If the existing annuity provides stronger guarantees, the new carrier may reject the transfer.
These guardrails exist to help prevent agents from replacing annuities unnecessarily.
However, paperwork can sometimes be manipulated to make a new contract appear better than it actually is.
Understanding Non-Taxable Annuity Transfers
In many cases, transferring an annuity can be done without triggering taxes.
For example:
If an annuity is held inside an IRA, it can transfer from IRA to IRA as a non-taxable event.
If the annuity is inside a Roth IRA, it can transfer from Roth IRA to Roth IRA without taxes being triggered.
If the annuity is funded with non-IRA money, the IRS allows transfers under Section 1035 of the tax code.
A 1035 exchange allows an annuity to transfer from one contract to another without creating a taxable event.
The Income Rider Issue
Many annuities include an Income Rider.
The Income Rider value is often significantly higher than the accumulation value of the annuity.
However, if the annuity is transferred, the amount that moves to the new contract is typically the accumulation value, not the higher income rider value.
This distinction is important because the Income Rider value is used only to calculate lifetime income.
It cannot be transferred to another annuity.
Why Many Transfers Do Not Make Sense
In many cases, transferring an annuity does not produce a better contractual outcome.
Insurance companies design income riders in a way that encourages the policyholder to remain with that contract.
Because of this, the highest lifetime income often remains with the original annuity.
In many reviews of existing contracts, the best advice is often to stay with the current policy.
Be Careful of Bonus Sales Pitches
Sometimes agents try to convince consumers to transfer annuities by promoting an upfront bonus in the new contract.
However, an upfront bonus is not free money.
Bonuses are often applied to the income benefit side of the annuity rather than the actual accumulation value being transferred.
Because of this, a bonus alone does not mean the new contract is better.
Verifying Your Current Income Guarantee
One of the best ways to evaluate a potential transfer is to contact the insurance company that issued the current annuity.
Customer service representatives can review the policy and explain the contractual income benefit available.
This allows the policyholder to understand the guaranteed income before considering any transfer.
Bottom Line
Transferring a retirement annuity contract is possible, but it should only occur if the new contract provides a better contractual outcome.
Many transfers occur as non-taxable events through IRA transfers or Section 1035 exchanges.
However, Income Rider values usually do not transfer to new contracts, and many existing policies provide stronger guarantees than replacement products.
Before transferring an annuity, it is important to verify the contractual guarantees and evaluate whether the new contract truly provides a better outcome.
FAQs
Can a retirement annuity contract be transferred?
Yes.
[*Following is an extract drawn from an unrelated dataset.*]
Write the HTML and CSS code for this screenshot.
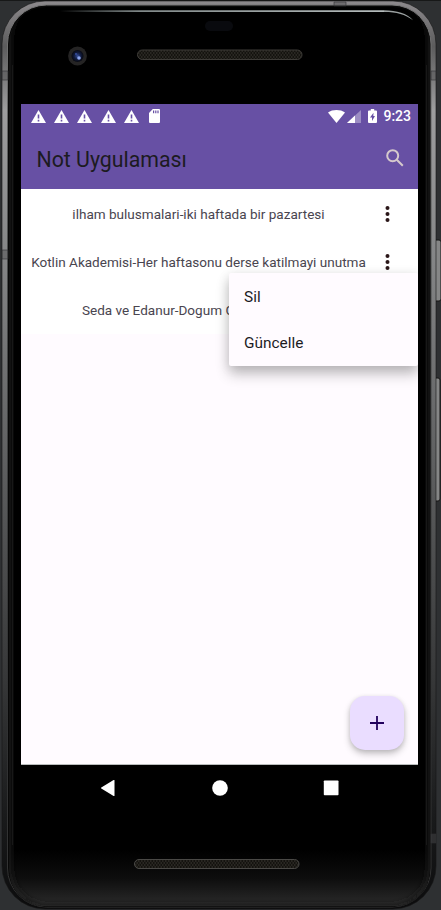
FILE: index.html
```
<!DOCTYPE html>
<html lang="tr">
<head>
<meta charset="utf-8">
<title>Not Uygulaması</title>
<link rel="stylesheet" href="styles.css">
</head>
<body>
<div class="stage">
  <svg class="frame" width="441" height="910" viewBox="0 0 441 910" aria-hidden="true">
    <defs>
      <linearGradient id="metal" x1="0" y1="0" x2="0" y2="1">
        <stop offset="0" stop-color="#8d8a8d"/><stop offset=".05" stop-color="#5c5c5d"/>
        <stop offset=".12" stop-color="#9d9d9e"/><stop offset=".28" stop-color="#858687"/>
        <stop offset=".5" stop-color="#606162"/><stop offset=".75" stop-color="#363738"/>
        <stop offset=".9" stop-color="#191a1b"/><stop offset="1" stop-color="#0c0c0d"/>
      </linearGradient>
      <linearGradient id="inner" x1="0" y1="0" x2="0" y2="1">
        <stop offset="0" stop-color="#777"/><stop offset=".3" stop-color="#484a4a"/>
        <stop offset=".8" stop-color="#303132"/><stop offset="1" stop-color="#333"/>
      </linearGradient>
      <linearGradient id="glow" x1="0" y1="0" x2="0" y2="1">
        <stop offset="0" stop-color="#000"/><stop offset=".5" stop-color="#0d0d0d"/><stop offset="1" stop-color="#2b2b2b"/>
      </linearGradient>
      <linearGradient id="shine" x1="0" y1="0" x2="1" y2="0">
        <stop offset="0" stop-color="#9aa5a5" stop-opacity="0"/><stop offset=".25" stop-color="#818989"/><stop offset="1" stop-color="#b5bcbc"/>
      </linearGradient>
      <pattern id="mesh" width="3" height="4" patternUnits="userSpaceOnUse">
        <rect width="3" height="4" fill="#14130f"/><path d="M0 1h1.5M1.5 3H3" stroke="#3e3b34"/>
      </pattern>
      <radialGradient id="lens"><stop offset="0" stop-color="#354f9c"/><stop offset=".55" stop-color="#111b3d"/><stop offset="1" stop-color="#080910"/></radialGradient>
      <filter id="soft"><feGaussianBlur stdDeviation="2.500"/></filter>
      <clipPath id="glass"><rect x="9" y="7" width="421" height="900" rx="37"/></clipPath>
    </defs>
    <rect width="441" height="1" fill="#171818"/>
    <rect x="434" y="240" width="7" height="61" rx="2" fill="#858686" stroke="#161616"/>
    <rect x="434" y="378" width="6" height="123" rx="2" fill="#858686" stroke="#161616"/>
    <rect x="2" y="1" width="434" height="908" rx="43" fill="url(#metal)" stroke="#161616" stroke-width=".6"/>
    <rect x="7.500" y="5" width="423.500" height="902" rx="39" fill="#080808" stroke="url(#inner)"/>
    <g clip-path="url(#glass)">
      <rect x="9" y="7" width="421" height="900" rx="37" fill="#000"/>
      <rect x="9" y="850" width="421" height="56" fill="url(#glow)"/>
      <rect x="10" y="0" width="419" height="906" rx="38" fill="none" stroke="#1a1a1a" stroke-width="4" filter="url(#soft)"/>
      <path d="M12.500 65v780M426.500 65v780" stroke="#181818"/>
    </g>
    <path d="M60 10.300H384v1.800H60z" fill="url(#shine)"/>
    <path d="M384 10.300c13 .2 23 3 29 10-8-6-17-8.300-29-8.200z" fill="#9ca2a2"/>
    <path d="M2 71h6v9H2zM2 250h6v9H2zM431 71h5v9h-5zM334 2h12v4h-12zM431 834h5v9h-5z" fill="#4d4e4f" fill-opacity=".45" stroke="#303132" stroke-width=".6"/>
    <rect x="205" y="21" width="28" height="10" rx="5" fill="#090a0e"/>
    <circle cx="77.500" cy="56" r="9.400" fill="#252424"/>
    <circle cx="77.500" cy="56" r="6" fill="url(#lens)"/>
    <circle cx="79" cy="58" r="1.800" fill="#8da5ee"/><circle cx="76" cy="54" r="1" fill="#344b9c"/>
    <rect x="137.500" y="50" width="164.500" height="9.500" rx="4.700" fill="url(#mesh)" stroke="#3e3c38"/>
    <rect x="134.500" y="859.500" width="164.500" height="9" rx="4.500" fill="url(#mesh)" stroke="#4a4946"/>
  </svg>
  <main class="screen">
    <header class="header">
      <div class="status">
        <div class="notices">
          <svg class="warn" viewBox="0 0 15 13"><path d="M7.500 0 15 13H0zM6.700 4.500v4h1.600v-4zm0 5.300v1.600h1.600V9.800z"/></svg>
          <svg class="warn" viewBox="0 0 15 13"><path d="M7.500 0 15 13H0zM6.700 4.500v4h1.600v-4zm0 5.300v1.600h1.600V9.800z"/></svg>
          <svg class="warn" viewBox="0 0 15 13"><path d="M7.500 0 15 13H0zM6.700 4.500v4h1.600v-4zm0 5.300v1.600h1.600V9.800z"/></svg>
          <svg class="warn" viewBox="0 0 15 13"><path d="M7.500 0 15 13H0zM6.700 4.500v4h1.600v-4zm0 5.300v1.600h1.600V9.800z"/></svg>
          <svg class="warn" viewBox="0 0 15 13"><path d="M7.500 0 15 13H0zM6.700 4.500v4h1.600v-4zm0 5.300v1.600h1.600V9.800z"/></svg>
          <svg class="card" viewBox="0 0 11 14"><path d="M3.800 0H10a1 1 0 0 1 1 1v12a1 1 0 0 1-1 1H1a1 1 0 0 1-1-1V4zM4 1.500v2.700h1.200V1.500zm2.200 0v2.700h1.200V1.500zm2.200 0v2.700h1.200V1.500z"/></svg>
        </div>
        <div class="system">
          <svg class="wifi" viewBox="0 0 17 13"><path d="M0 2.500C4.500-.8 12.500-.8 17 2.500L8.500 13z"/></svg>
          <svg class="signal" viewBox="0 0 14 13"><path opacity=".35" d="M14 0v13H0z"/><path d="M8 5.600V13H0z"/></svg>
          <svg class="battery" viewBox="0 0 9 14"><path d="M2.800 0h3.400v1.500H8a1 1 0 0 1 1 1V13a1 1 0 0 1-1 1H1a1 1 0 0 1-1-1V2.500a1 1 0 0 1 1-1h1.800zM5.500 3.700 2 8.500h2v3.500L7 7H5.300z"/></svg>
          <span class="clock">9:23</span>
        </div>
      </div>
      <div class="toolbar">
        <h1 class="title">Not Uygulaması</h1>
        <svg class="search" viewBox="0 0 18 18"><circle cx="6.700" cy="6.700" r="5.500"/><path d="m10.800 10.800 6 6"/></svg>
      </div>
    </header>
    <ul class="notes">
      <li class="note"><span class="text">ilham bulusmalari-iki haftada bir pazartesi</span><svg class="more" viewBox="0 0 5 16"><circle cx="2.500" cy="2" r="2"/><circle cx="2.500" cy="8" r="2"/><circle cx="2.500" cy="14" r="2"/></svg></li>
      <li class="note"><span class="text">Kotlin Akademisi-Her haftasonu derse katilmayi unutma</span><svg class="more" viewBox="0 0 5 16"><circle cx="2.500" cy="2" r="2"/><circle cx="2.500" cy="8" r="2"/><circle cx="2.500" cy="14" r="2"/></svg></li>
      <li class="note"><span class="text clipped">Seda ve Edanur-Dogum G</span></li>
    </ul>
    <div class="menu"><div class="item">Sil</div><div class="item">Güncelle</div></div>
    <button class="fab" aria-label="Ekle"><svg width="14" height="14" viewBox="0 0 14 14"><path d="M7 0v14M0 7h14"/></svg></button>
  </main>
  <nav class="nav">
    <svg class="key" viewBox="0 0 16 16"><path d="M14.500.6v14.800a.6.6 0 0 1-.9.500L1.300 8.600a.6.600 0 0 1 0-1.100L13.600.100a.6.600 0 0 1 .9.500z"/></svg>
    <svg class="key" viewBox="0 0 16 16"><circle cx="8" cy="8" r="7.800"/></svg>
    <svg class="key" viewBox="0 0 16 16"><rect x=".8" y=".5" width="14.700" height="14.700" rx=".8"/></svg>
  </nav>
</div>
</body>
</html>
```
FILE: styles.css
```
* { box-sizing: border-box; }
body { margin: 0; background: #2e3032; font-family: Roboto, "Liberation Sans", sans-serif; overflow: hidden; }
svg { display: block; flex: none; }
.stage { position: relative; width: 441px; height: 910px; padding: 104px 23px 0 21px; overflow: hidden; }
.frame { position: absolute; left: 0; top: 0; }
.screen { position: relative; height: 661px; background: #fffbff; overflow: hidden; border-bottom: 1px solid #b9bcbc; }
.header { height: 85px; background: #6750a4; color: #1c1b1f; }
.status { height: 24px; padding: 0 7px 0 10px; display: flex; justify-content: space-between; align-items: center; }
.status svg { fill: #fff; }
.status path { fill-rule: evenodd; }
.notices { display: flex; align-items: center; gap: 8.200px; }
.warn { width: 15px; height: 13px; }
.card { width: 11px; height: 14px; margin-left: 2px; }
.system { display: flex; align-items: center; color: #fff; }
.wifi { width: 17px; height: 13px; }
.signal { width: 14px; height: 13px; margin-left: 2px; }
.battery { width: 9px; height: 14px; margin: 0 6px 0 7px; }
.clock { font-size: 14px; font-weight: 500; line-height: 24px; }
.toolbar { height: 61px; padding: 2px 14px 0 15.500px; display: flex; align-items: center; justify-content: space-between; }
.title { margin: 0; font-size: 21.300px; font-weight: 400; line-height: 28px; }
.search { width: 18px; height: 18px; margin-top: -4px; fill: none; stroke: #d5c9cc; stroke-width: 2; }
.notes { margin: 0; padding: 0; list-style: none; }
.note { height: 48.300px; padding: 1px 28.500px 0 9.500px; background: #fff; display: flex; align-items: center; justify-content: space-between; }
.text { width: 336px; color: #49454f; font-size: 13.550px; line-height: 18px; text-align: center; white-space: nowrap; }
.clipped { padding-left: 51.500px; text-align: left; }
.more { width: 5px; height: 16px; fill: #2b1719; }
.menu { position: absolute; left: 208px; top: 169px; width: 189px; height: 93px; padding-top: 1px; background: #fffbff; border-radius: 2px; box-shadow: 0 8px 14px rgba(0,0,0,.24), 0 2px 12px rgba(0,0,0,.1); }
.item { height: 46px; padding-left: 15px; font-size: 15.400px; line-height: 47px; color: #1c1b1f; }
.fab { position: absolute; right: 14px; bottom: 14px; width: 54px; height: 54px; padding: 0; border: 0; border-radius: 15px; background: #eaddff; display: flex; align-items: center; justify-content: center; box-shadow: 0 4px 7px rgba(0,0,0,.22), 0 1px 4px rgba(0,0,0,.1); }
.fab path { stroke: #21005d; stroke-width: 1.800; }
.nav { position: relative; height: 46px; padding: 0 79px; display: flex; align-items: center; justify-content: space-between; }
.key { width: 16px; height: 16px; fill: #fff; }
```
Annuities can be transferred to new contracts if the transfer is proven to be better contractually.
Are annuity transfers taxable?
Many transfers are non-taxable events, including IRA-to-IRA transfers, Roth-to-Roth transfers, and Section 1035 exchanges.
Does the income rider value transfer to a new annuity?
No. In most cases only the accumulation value transfers to the new annuity.
Should an annuity be transferred for a bonus?
An upfront bonus alone does not guarantee the new contract provides a better outcome.